User can hit Reset (clears state) or Export (downloads .md or .json).
Closing the tab discards the conversation forever.
Why this satisfies rules 5/6: after M12P.3, the conversations and messages tables do not exist. There is no place for chat to persist server-side. The onFinish hook in /api/chat does not write. Browser state is useState only — no localStorage, no IndexedDB.
Why this satisfies rule 7 (post-M12P.4): Sentry beforeSend scrubs financial-payload-shaped strings from event payloads before they leave the runtime. lib/observability/log.ts uses an allow-list (caller passes typed context; everything else is dropped). Stack-trace strings from Postgres errors that may contain row data are scrubbed in beforeSend by regex match on description / amount / date patterns.
4.3 Plaid bank sync (rule 3, plus encryption-at-rest commitment)
User clicks "Connect bank" on /accounts
│ POST /api/plaid/link-token → returns Plaid link_token
▼
react-plaid-link iframe (Plaid-hosted, isolated origin)
│ user enters bank credentials INSIDE Plaid's UI — Loocero
│ never sees the username or password
▼
Plaid issues public_token to the browser
│ POST /api/plaid/exchange { public_token }
▼
Server: itemPublicTokenExchange(public_token) → access_token
│ pgp_sym_encrypt(access_token, env.PLAID_TOKEN_ENC_KEY)
│ insert into institutions (plaid_access_token_enc bytea)
▼
Done. access_token never returns to browser, never logs.
Subsequent sync: /api/plaid/sync decrypts the access token in-memory, calls transactionsSync, maps results through the existing M11 import pipeline (one imports row per sync run, source = 'plaid'), writes typed transactions rows. The decrypted token is GC'd at the end of the request.
The PLAID_TOKEN_ENC_KEY is a Vercel-side env secret.
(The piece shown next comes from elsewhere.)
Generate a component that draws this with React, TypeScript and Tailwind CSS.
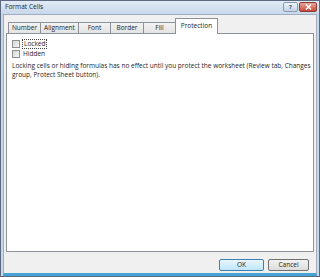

Rotation procedure documented in docs/production-hardening.md §9 (added in M12.B.1).
5. Encryption commitments
| Layer | What | How |
|---|---|---|
| In transit | All client ↔ server traffic | TLS 1.3 (Vercel + Supabase enforced) |
| At rest, disk-level | All Postgres data, all Supabase Storage (we use none) | AWS-managed, AES-256, Supabase platform default |
| At rest, column-level | Plaid access_token + future BYOK openai_api_key |
pgcrypto symmetric (pgp_sym_encrypt/decrypt) with env-held key |
| Backups | Daily logical backup (Free tier = 7d) | Encrypted at rest by Supabase platform |
Not in scope: end-to-end encryption (would require client-side key management; defers AI features).
6. User rights
| Right | Mechanism |
|---|---|
| Export financial data | /settings → Download CSV (planned, M14 or earlier) |
| Export chat | In-chat Export button — Markdown by default, JSON via secondary link. Client-side only, no network round-trip |
| Delete account | /settings → Delete account → cascades through users FK to wipe all tenant data atomically |
| Access disclosure (GDPR Art. 15) | Same export mechanism above; tenant has full read access via RLS |
| Rectification | Inline edit on any record (transactions, budgets, etc.) |
| Restrict processing | Disconnect Plaid institutions; revoke OpenAI API key (when BYOK ships in M16) |
All rights above apply to every Loocero customer regardless of tier or pricing plan.
7. Change control
This document and its companions (DATA_RETENTION.md, DATA_MAP.md) are part of the privacy contract. Changes require:
- PR with rationale in the description, linking the user-visible feature that motivates the change.
- Update to
production-hardening.md§8 if the enforcement surface changes. - Memory entry update in
project_loocero_privacy.md. - If a rule is materially weakened: explicit changelog entry in
CHANGELOG.md(file added in M14 or earlier).
Adding stricter rules is a regular PR. Loosening any of the seven rules is a project-instructions-level decision and lives outside this doc.